> [WHAT YOU HAVE TO DO]: Below are the records; reproduce all of them exactly but without any images.

> [SOURCE RECORDS]:
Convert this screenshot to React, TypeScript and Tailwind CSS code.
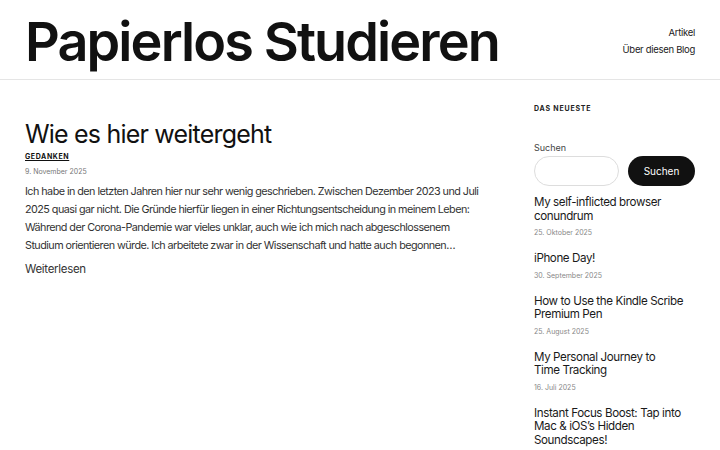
const posts = [
  { lines: ["My self-inflicted browser", "conundrum"], date: "25. Oktober 2025" },
  { lines: ["iPhone Day!"], date: "30. September 2025" },
  { lines: ["How to Use the Kindle Scribe", "Premium Pen"], date: "25. August 2025" },
  { lines: ["My Personal Journey to", "Time Tracking"], date: "16. Juli 2025" },
  { lines: ["Instant Focus Boost: Tap into", "Mac & iOS’s Hidden", "Soundscapes!"], date: "" },
];

export default function App() {
  return (
    <div className="min-h-screen bg-white text-[#111] font-['Inter',sans-serif]">
      <header className="flex items-center justify-between px-[25px] h-[80px] border-b border-[#e5e5e5]">
        <h1 className="text-[54px] font-semibold tracking-[-1.9px] leading-none pt-[4px]">Papierlos Studieren</h1>
        <nav className="flex flex-col items-end gap-[2px] text-[9.5px] text-[#222] tracking-[-0.3px] mt-[4px]">
          <a>Artikel</a>
          <a>Über diesen Blog</a>
        </nav>
      </header>

      <div className="flex px-[25px] gap-[34px]">
        <main className="flex-1 pt-[38px] pr-[13px]">
          <h2 className="text-[25px] font-normal leading-[32px] tracking-[-0.8px]">Wie es hier weitergeht</h2>
          <div className="mt-[2px] text-[7px] font-bold tracking-[0.6px] underline">GEDANKEN</div>
          <div className="mt-[4px] text-[7px] text-[#777]">9. November 2025</div>
          <p className="mt-[6px] text-[10.8px] leading-[18px] text-[#333] tracking-[-0.55px]">
            Ich habe in den letzten Jahren hier nur sehr wenig geschrieben. Zwischen Dezember 2023 und Juli 2025 quasi gar nicht. Die Gründe hierfür liegen in einer Richtungsentscheidung in meinem Leben: Während der Corona-Pandemie war vieles unklar, auch wie ich mich nach abgeschlossenem Studium orientieren würde. Ich arbeitete zwar in der Wissenschaft und hatte auch begonnen…
          </p>
          <a className="block mt-[6px] text-[11.5px] text-[#333] tracking-[-0.3px]">Weiterlesen</a>
        </main>

        <aside className="w-[161px] pt-[24px]">
          <div className="text-[7px] font-bold tracking-[0.8px] text-[#222]">DAS NEUESTE</div>
          <div className="mt-[26px] text-[9px] text-[#444]">Suchen</div>
          <div className="mt-[2px] flex gap-[9px]">
            <input className="w-[85px] h-[30px] rounded-full border border-[#ddd]" />
            <button className="flex-1 h-[30px] rounded-full bg-[#111] text-white text-[10px]">Suchen</button>
          </div>
          <ul className="mt-[10px] flex flex-col gap-[13.5px]">
            {posts.map((p) => (
              <li key={p.lines[0]}>
                <div className="text-[11.6px] leading-[13.5px] font-normal tracking-[-0.4px] text-[#1a1a1a]">
                  {p.lines.map((l) => (
                    <div key={l} className="whitespace-nowrap">{l}</div>
                  ))}
                </div>
                {p.date && <div className="mt-[5px] text-[7px] text-[#888]">{p.date}</div>}
              </li>
            ))}
          </ul>
        </aside>
      </div>
    </div>
  );
}
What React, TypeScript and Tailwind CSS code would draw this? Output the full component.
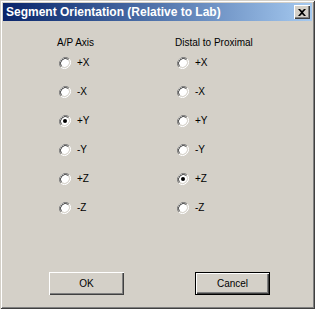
import React from "react";

const Radio = ({ checked }: { checked?: boolean }) => (
  <svg width="12" height="12" viewBox="0 0 12 12" className="shrink-0">
    <path d="M10.2 1.8A6 6 0 0 0 1.8 10.2" stroke="#808080" strokeWidth="1" fill="none" />
    <path d="M1.8 10.2A6 6 0 0 0 10.2 1.8" stroke="#ffffff" strokeWidth="1" fill="none" />
    <circle cx="6" cy="6" r="5" fill="#ffffff" />
    <path d="M9.5 2.5A5 5 0 0 0 2.5 9.5" stroke="#404040" strokeWidth="1" fill="none" />
    <path d="M2.5 9.5A5 5 0 0 0 9.5 2.5" stroke="#d4d0c8" strokeWidth="1" fill="none" />
    {checked && <circle cx="6" cy="6" r="2" fill="#000000" />}
  </svg>
);

const options = ["+X", "-X", "+Y", "-Y", "+Z", "-Z"];

const Column = ({ title, selected }: { title: string; selected: string }) => (
  <div className="flex flex-col">
    <div className="h-[20px] leading-[12px]">{title}</div>
    {options.map((o) => (
      <div key={o} className="flex h-[29px] items-start gap-[6px] pl-[2px]">
        <Radio checked={o === selected} />
        <span className="leading-[12px]">{o}</span>
      </div>
    ))}
  </div>
);

const Button = ({ label, focused }: { label: string; focused?: boolean }) => (
  <button
    className={
      "flex h-[23px] w-[75px] items-center justify-center bg-[#d4d0c8] " +
      (focused
        ? "border border-black shadow-[inset_1px_1px_#ffffff,inset_-1px_-1px_#404040,inset_-2px_-2px_#808080]"
        : "shadow-[inset_1px_1px_#ffffff,inset_-1px_-1px_#404040,inset_-2px_-2px_#808080]")
    }
  >
    {label}
  </button>
);

export default function App() {
  return (
    <div
      className="flex h-[309px] w-[315px] flex-col bg-[#d4d0c8] p-[3px] text-[10px] text-black shadow-[inset_1px_1px_#d4d0c8,inset_-1px_-1px_#404040,inset_2px_2px_#ffffff,inset_-2px_-2px_#808080]"
      style={{ fontFamily: '"Liberation Sans", Arial, sans-serif' }}
    >
      <div className="flex h-[18px] items-center justify-between bg-gradient-to-r from-[#0a246a] to-[#a6caf0] pl-[3px] pr-[2px]">
        <span className="text-[12px] font-bold text-white">Segment Orientation (Relative to Lab)</span>
        <div className="flex h-[14px] w-[16px] items-center justify-center bg-[#d4d0c8] shadow-[inset_1px_1px_#ffffff,inset_-1px_-1px_#404040,inset_-2px_-2px_#808080]">
          <svg width="8" height="7" viewBox="0 0 8 7">
            <path d="M0 0h2l2 2 2-2h2L5 3.5 8 7H6L4 5 2 7H0l3-3.5z" fill="#000" />
          </svg>
        </div>
      </div>
      <div className="flex gap-[60px] pl-[54px] pt-[16px]">
        <div className="w-[58px]">
          <Column title="A/P Axis" selected="+Y" />
        </div>
        <Column title="Distal to Proximal" selected="+Z" />
      </div>
      <div className="mt-auto flex gap-[71px] pb-[11px] pl-[46px]">
        <Button label="OK" />
        <Button label="Cancel" focused />
      </div>
    </div>
  );
}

> [EXERCISE ANSWER]:
Convert this screenshot to React, TypeScript and Tailwind CSS code.
const posts = [
  { lines: ["My self-inflicted browser", "conundrum"], date: "25. Oktober 2025" },
  { lines: ["iPhone Day!"], date: "30. September 2025" },
  { lines: ["How to Use the Kindle Scribe", "Premium Pen"], date: "25. August 2025" },
  { lines: ["My Personal Journey to", "Time Tracking"], date: "16. Juli 2025" },
  { lines: ["Instant Focus Boost: Tap into", "Mac & iOS’s Hidden", "Soundscapes!"], date: "" },
];

export default function App() {
  return (
    <div className="min-h-screen bg-white text-[#111] font-['Inter',sans-serif]">
      <header className="flex items-center justify-between px-[25px] h-[80px] border-b border-[#e5e5e5]">
        <h1 className="text-[54px] font-semibold tracking-[-1.9px] leading-none pt-[4px]">Papierlos Studieren</h1>
        <nav className="flex flex-col items-end gap-[2px] text-[9.5px] text-[#222] tracking-[-0.3px] mt-[4px]">
          <a>Artikel</a>
          <a>Über diesen Blog</a>
        </nav>
      </header>

      <div className="flex px-[25px] gap-[34px]">
        <main className="flex-1 pt-[38px] pr-[13px]">
          <h2 className="text-[25px] font-normal leading-[32px] tracking-[-0.8px]">Wie es hier weitergeht</h2>
          <div className="mt-[2px] text-[7px] font-bold tracking-[0.6px] underline">GEDANKEN</div>
          <div className="mt-[4px] text-[7px] text-[#777]">9. November 2025</div>
          <p className="mt-[6px] text-[10.8px] leading-[18px] text-[#333] tracking-[-0.55px]">
            Ich habe in den letzten Jahren hier nur sehr wenig geschrieben. Zwischen Dezember 2023 und Juli 2025 quasi gar nicht. Die Gründe hierfür liegen in einer Richtungsentscheidung in meinem Leben: Während der Corona-Pandemie war vieles unklar, auch wie ich mich nach abgeschlossenem Studium orientieren würde. Ich arbeitete zwar in der Wissenschaft und hatte auch begonnen…
          </p>
          <a className="block mt-[6px] text-[11.5px] text-[#333] tracking-[-0.3px]">Weiterlesen</a>
        </main>

        <aside className="w-[161px] pt-[24px]">
          <div className="text-[7px] font-bold tracking-[0.8px] text-[#222]">DAS NEUESTE</div>
          <div className="mt-[26px] text-[9px] text-[#444]">Suchen</div>
          <div className="mt-[2px] flex gap-[9px]">
            <input className="w-[85px] h-[30px] rounded-full border border-[#ddd]" />
            <button className="flex-1 h-[30px] rounded-full bg-[#111] text-white text-[10px]">Suchen</button>
          </div>
          <ul className="mt-[10px] flex flex-col gap-[13.5px]">
            {posts.map((p) => (
              <li key={p.lines[0]}>
                <div className="text-[11.6px] leading-[13.5px] font-normal tracking-[-0.4px] text-[#1a1a1a]">
                  {p.lines.map((l) => (
                    <div key={l} className="whitespace-nowrap">{l}</div>
                  ))}
                </div>
                {p.date && <div className="mt-[5px] text-[7px] text-[#888]">{p.date}</div>}
              </li>
            ))}
          </ul>
        </aside>
      </div>
    </div>
  );
}
What React, TypeScript and Tailwind CSS code would draw this? Output the full component.
import React from "react";

const Radio = ({ checked }: { checked?: boolean }) => (
  <svg width="12" height="12" viewBox="0 0 12 12" className="shrink-0">
    <path d="M10.2 1.8A6 6 0 0 0 1.8 10.2" stroke="#808080" strokeWidth="1" fill="none" />
    <path d="M1.8 10.2A6 6 0 0 0 10.2 1.8" stroke="#ffffff" strokeWidth="1" fill="none" />
    <circle cx="6" cy="6" r="5" fill="#ffffff" />
    <path d="M9.5 2.5A5 5 0 0 0 2.5 9.5" stroke="#404040" strokeWidth="1" fill="none" />
    <path d="M2.5 9.5A5 5 0 0 0 9.5 2.5" stroke="#d4d0c8" strokeWidth="1" fill="none" />
    {checked && <circle cx="6" cy="6" r="2" fill="#000000" />}
  </svg>
);

const options = ["+X", "-X", "+Y", "-Y", "+Z", "-Z"];

const Column = ({ title, selected }: { title: string; selected: string }) => (
  <div className="flex flex-col">
    <div className="h-[20px] leading-[12px]">{title}</div>
    {options.map((o) => (
      <div key={o} className="flex h-[29px] items-start gap-[6px] pl-[2px]">
        <Radio checked={o === selected} />
        <span className="leading-[12px]">{o}</span>
      </div>
    ))}
  </div>
);

const Button = ({ label, focused }: { label: string; focused?: boolean }) => (
  <button
    className={
      "flex h-[23px] w-[75px] items-center justify-center bg-[#d4d0c8] " +
      (focused
        ? "border border-black shadow-[inset_1px_1px_#ffffff,inset_-1px_-1px_#404040,inset_-2px_-2px_#808080]"
        : "shadow-[inset_1px_1px_#ffffff,inset_-1px_-1px_#404040,inset_-2px_-2px_#808080]")
    }
  >
    {label}
  </button>
);

export default function App() {
  return (
    <div
      className="flex h-[309px] w-[315px] flex-col bg-[#d4d0c8] p-[3px] text-[10px] text-black shadow-[inset_1px_1px_#d4d0c8,inset_-1px_-1px_#404040,inset_2px_2px_#ffffff,inset_-2px_-2px_#808080]"
      style={{ fontFamily: '"Liberation Sans", Arial, sans-serif' }}
    >
      <div className="flex h-[18px] items-center justify-between bg-gradient-to-r from-[#0a246a] to-[#a6caf0] pl-[3px] pr-[2px]">
        <span className="text-[12px] font-bold text-white">Segment Orientation (Relative to Lab)</span>
        <div className="flex h-[14px] w-[16px] items-center justify-center bg-[#d4d0c8] shadow-[inset_1px_1px_#ffffff,inset_-1px_-1px_#404040,inset_-2px_-2px_#808080]">
          <svg width="8" height="7" viewBox="0 0 8 7">
            <path d="M0 0h2l2 2 2-2h2L5 3.5 8 7H6L4 5 2 7H0l3-3.5z" fill="#000" />
          </svg>
        </div>
      </div>
      <div className="flex gap-[60px] pl-[54px] pt-[16px]">
        <div className="w-[58px]">
          <Column title="A/P Axis" selected="+Y" />
        </div>
        <Column title="Distal to Proximal" selected="+Z" />
      </div>
      <div className="mt-auto flex gap-[71px] pb-[11px] pl-[46px]">
        <Button label="OK" />
        <Button label="Cancel" focused />
      </div>
    </div>
  );
}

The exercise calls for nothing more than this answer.